The head of the Ohio Bail Agents Association, Charles Miller, is responding to a report calling the state's cash bail system "unfair" to poor defendants.

The report, released yesterday by the conservative Buckeye Institute, said requiring defendants to put up cash in order to gain pretrial release discriminates against the poor while letting those with money get out. But Charles Miller, president of the association, disagrees. He said Ohio law gives judges the freedom to set a low bail for indigent defendants, or even no bail at all.

Miller said he agrees in principle that a person's wealth shouldn't determine whether they get pretrial release.

"[If] the judge or the system says, 'Hey, this person is truly indigent and can't afford bail and is nonviolent,' then so be it," he said Tuesday, a day after the Buckeye Institute released a report calling for a wide scale reduction on the use of cash bail. 

However, he disagreed with the report's assertion that cash bail is unfair and that courts should stop using it. Cash bail, he said, is a cost-effective way for courts to ensure defendants show up for trial. Moreover, Miller said, the alternatives recommended in the Buckeye report which include individual screening, data collection, counseling and monitoring would cost courts tens-of-thousands of dollars to administer.

"If we're going to try to do this in 88 counties, how are we going to afford this?" he said.

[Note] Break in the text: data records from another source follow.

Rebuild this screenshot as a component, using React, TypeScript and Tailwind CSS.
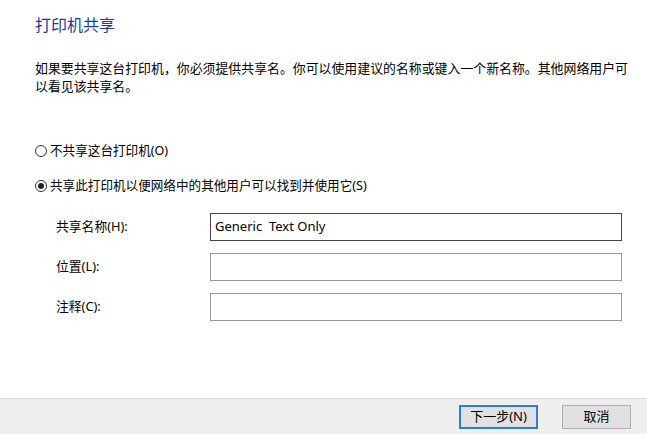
import React from "react";

const font = { fontFamily: '"Noto Sans", "Noto Sans CJK SC", sans-serif' };

function Radio({ checked }: { checked?: boolean }) {
  return (
    <span className="w-[12px] h-[12px] rounded-full border border-[#333] bg-white flex items-center justify-center shrink-0">
      {checked && <span className="w-[6px] h-[6px] rounded-full bg-[#222]" />}
    </span>
  );
}

function Field({ label, value, dark }: { label: string; value?: string; dark?: boolean }) {
  return (
    <div className="flex items-center h-[28px]">
      <div className="w-[210px] shrink-0 pl-[56px] text-[12.8px] text-black whitespace-nowrap">{label}</div>
      <div
        className={`w-[412px] h-[28px] border ${dark ? "border-[#444]" : "border-[#9a9a9a]"} bg-white flex items-center pl-[4px] text-[13px] text-black whitespace-pre`}
      >
        {value}
      </div>
    </div>
  );
}

export default function App() {
  return (
    <div className="w-[647px] h-[444px] bg-white flex flex-col" style={font}>
      <div className="flex-1 flex flex-col">
        <div className="pl-[35px] pt-[14px] text-[16px] leading-[22px] text-[#1c3c9c]">打印机共享</div>
        <div className="pl-[35px] mt-[23px] w-[640px] text-[12.9px] leading-[18px] text-black">
          如果要共享这台打印机，你必须提供共享名。你可以使用建议的名称或键入一个新名称。其他网络用户可以看见该共享名。
        </div>
        <div className="pl-[35px] mt-[46px] h-[20px] flex items-center gap-[3px] text-[12.6px] text-black">
          <Radio />
          <span>不共享这台打印机(O)</span>
        </div>
        <div className="pl-[35px] mt-[15px] h-[20px] flex items-center gap-[3px] text-[12.6px] text-black">
          <Radio checked />
          <span>共享此打印机以便网络中的其他用户可以找到并使用它(S)</span>
        </div>
        <div className="mt-[17px] flex flex-col gap-[12px]">
          <Field label="共享名称(H):" value="Generic  Text Only" dark />
          <Field label="位置(L):" />
          <Field label="注释(C):" />
        </div>
      </div>
      <div className="h-[36px] bg-[#efefef] border-t border-[#dcdcdc] flex items-center justify-end pr-[16px] gap-[24px]">
        <button className="w-[79px] h-[24px] border-2 border-[#2b7fd4] bg-[#e1e1e1] text-[13px] text-black flex items-center justify-center">
          下一步(N)
        </button>
        <button className="w-[69px] h-[24px] border border-[#adadad] bg-[#e1e1e1] text-[13px] text-black flex items-center justify-center">
          取消
        </button>
      </div>
      <div className="h-[10px] bg-white" />
    </div>
  );
}
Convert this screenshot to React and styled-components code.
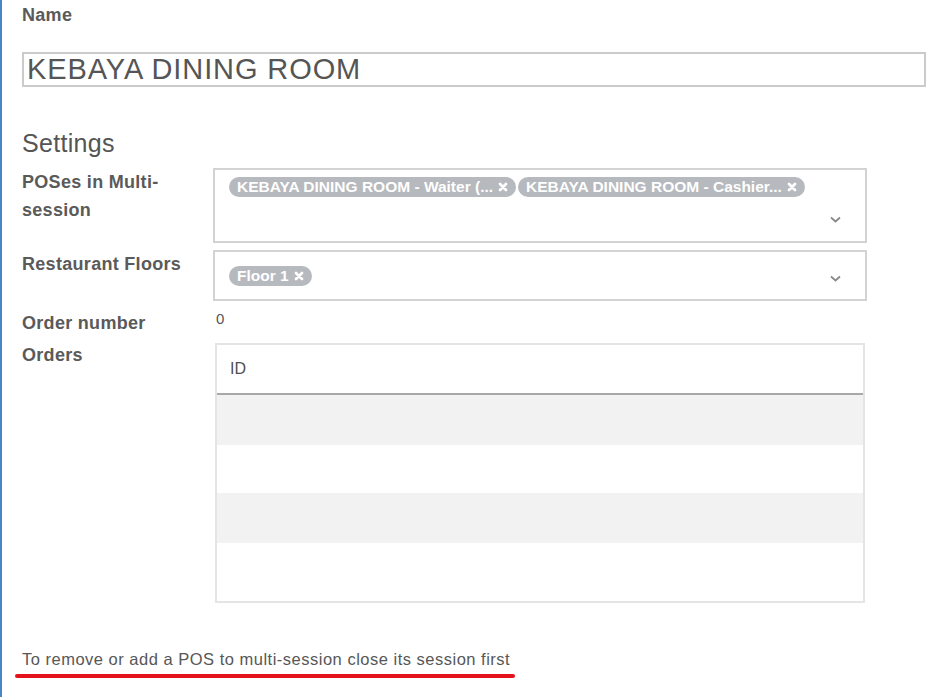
import React from "react";
import styled, { createGlobalStyle } from "styled-components";

const GlobalStyle = createGlobalStyle`
  html, body {
    margin: 0;
    padding: 0;
    background: #fff;
    font-family: "Liberation Sans", Arial, sans-serif;
  }
`;

const Page = styled.div`
  box-sizing: border-box;
  min-height: 697px;
  border-left: 2px solid #4a86c4;
  padding: 5px 13px 0 20px;
  color: #555;
`;

const FieldLabel = styled.div`
  font-size: 18px;
  font-weight: bold;
  letter-spacing: 0.3px;
  line-height: 20px;
  color: #5a5a5a;
`;

const NameInput = styled.input`
  display: block;
  box-sizing: border-box;
  width: 100%;
  height: 35px;
  margin-top: 27px;
  padding: 0 3px;
  border: 2px solid #cbcbcb;
  font-family: "Liberation Sans", Arial, sans-serif;
  font-size: 29px;
  letter-spacing: 0.9px;
  color: #555;
  outline: none;
`;

const SectionTitle = styled.h2`
  margin: 41px 0 10px;
  font-size: 25px;
  font-weight: normal;
  letter-spacing: 0.3px;
  line-height: 30px;
  color: #555;
`;

const FieldRow = styled.div`
  display: grid;
  grid-template-columns: 191px 654px;
  margin-bottom: ${(p) => p.$gap || 0}px;
`;

const RowLabel = styled.div`
  padding-right: 24px;
  font-size: 18px;
  font-weight: bold;
  letter-spacing: 0.3px;
  line-height: 28px;
  color: #5a5a5a;
`;

const MultiBox = styled.div`
  box-sizing: border-box;
  height: ${(p) => p.$height}px;
  border: 2px solid #d3d3d3;
  padding: ${(p) => (p.$stacked ? "7px 0 0 14px" : "0 0 0 14px")};
  display: flex;
  flex-direction: ${(p) => (p.$stacked ? "column" : "row")};
  align-items: ${(p) => (p.$stacked ? "stretch" : "center")};
`;

const TagList = styled.div`
  display: flex;
  gap: 2px;
`;

const Tag = styled.span`
  display: inline-flex;
  align-items: center;
  gap: 5px;
  height: 20px;
  padding: 0 8px;
  border-radius: 10px;
  background: #b6b9bd;
  color: #fff;
  font-size: 15.5px;
  font-weight: bold;
  white-space: nowrap;
`;

const InputLine = styled.div`
  flex: 1;
  display: flex;
  align-items: center;
  justify-content: flex-end;
  padding-right: 23px;
`;

const Spacer = styled.div`
  flex: 1;
`;

const Chevron = styled.svg`
  width: 13px;
  height: 9px;
  margin-right: ${(p) => p.$right || 0}px;
  margin-top: ${(p) => p.$top || 0}px;
`;

const Value = styled.div`
  padding-left: 3px;
  font-size: 15px;
  line-height: 20px;
  color: #555;
`;

const Table = styled.div`
  box-sizing: border-box;
  width: 650px;
  height: 260px;
  margin: 2px 0 0 2px;
  border: 2px solid #e4e4e4;
  display: flex;
  flex-direction: column;
`;

const TableHead = styled.div`
  height: 48px;
  padding-left: 13px;
  display: flex;
  align-items: center;
  border-bottom: 2px solid #a8a8a8;
  font-size: 16px;
  font-weight: 500;
  color: #4f4f4f;
`;

const TableRow = styled.div`
  height: ${(p) => p.$h}px;
  background: ${(p) => (p.$odd ? "#f2f2f2" : "#fff")};
`;

const Note = styled.div`
  margin-top: 46px;
  font-size: 16.5px;
  letter-spacing: 0.5px;
  line-height: 20px;
  color: #575757;
`;

const RedMark = styled.div`
  width: 500px;
  height: 4px;
  margin: 5px 0 0 -7px;
  border-radius: 2px;
  background: #e3121b;
`;

const CloseIcon = () => (
  <svg width="10" height="10" viewBox="0 0 10 10">
    <path d="M2 2 L8 8 M8 2 L2 8" stroke="#fff" strokeWidth="2.8" strokeLinecap="round" />
  </svg>
);

const Caret = (props) => (
  <Chevron viewBox="0 0 13 9" {...props}>
    <path d="M2 2.5 L6.5 6.5 L11 2.5" fill="none" stroke="#888" strokeWidth="1.7" />
  </Chevron>
);

const TagItem = ({ label }) => (
  <Tag>
    {label}
    <CloseIcon />
  </Tag>
);

export default function App() {
  return (
    <>
      <GlobalStyle />
      <Page>
        <FieldLabel>Name</FieldLabel>
        <NameInput readOnly defaultValue="KEBAYA DINING ROOM" />

        <SectionTitle>Settings</SectionTitle>

        <FieldRow $gap={7}>
          <RowLabel>POSes in Multi-session</RowLabel>
          <MultiBox $height={75} $stacked>
            <TagList>
              <TagItem label="KEBAYA DINING ROOM - Waiter (..." />
              <TagItem label="KEBAYA DINING ROOM - Cashier..." />
            </TagList>
            <InputLine>
              <Caret />
            </InputLine>
          </MultiBox>
        </FieldRow>

        <FieldRow $gap={8}>
          <RowLabel>Restaurant Floors</RowLabel>
          <MultiBox $height={51}>
            <TagItem label="Floor 1" />
            <Spacer />
            <Caret $right={23} $top={6} />
          </MultiBox>
        </FieldRow>

        <FieldRow $gap={4}>
          <RowLabel>Order number</RowLabel>
          <Value>0</Value>
        </FieldRow>

        <FieldRow>
          <RowLabel>Orders</RowLabel>
          <Table>
            <TableHead>ID</TableHead>
            <TableRow $h={50} $odd />
            <TableRow $h={48} />
            <TableRow $h={50} $odd />
            <TableRow $h={58} />
          </Table>
        </FieldRow>

        <Note>To remove or add a POS to multi-session close its session first</Note>
        <RedMark />
      </Page>
    </>
  );
}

Reformers, however, say those alternatives would actually save courts money in the long run, because they'd spend less on jailing people accused of low-level crimes.

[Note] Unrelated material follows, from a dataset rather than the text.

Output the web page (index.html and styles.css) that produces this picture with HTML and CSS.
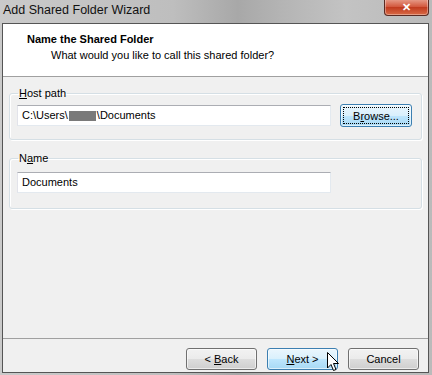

In Ohio, various jurisdictions are already reforming their bail and pretrial procedures. Late last year,  Cleveland Municipal Court announced it planned to use an algorithm, called the "Public Safety Assessment," to determine whether a given defendant would be a risk to the public if released pending trial. And some municipal courts in Cuyahoga County are considering piloting new pretrial bail procedures.*

Such reforms, wrote the authors of a March 2017 report by the  Ohio Criminal Sentencing Commission, "will, over time, result in cost savings to the justice system and result in a pretrial justice system that maintains due process and equal protection while ensuring public safety and court appearances."

*An earlier version of this article incorrectly stated that the Cuyahoga County Court of Common Pleas planned to test new bail reform procedures. Bail reforms are being considered by some municipal courts in the county, but not the Court of Common Pleas.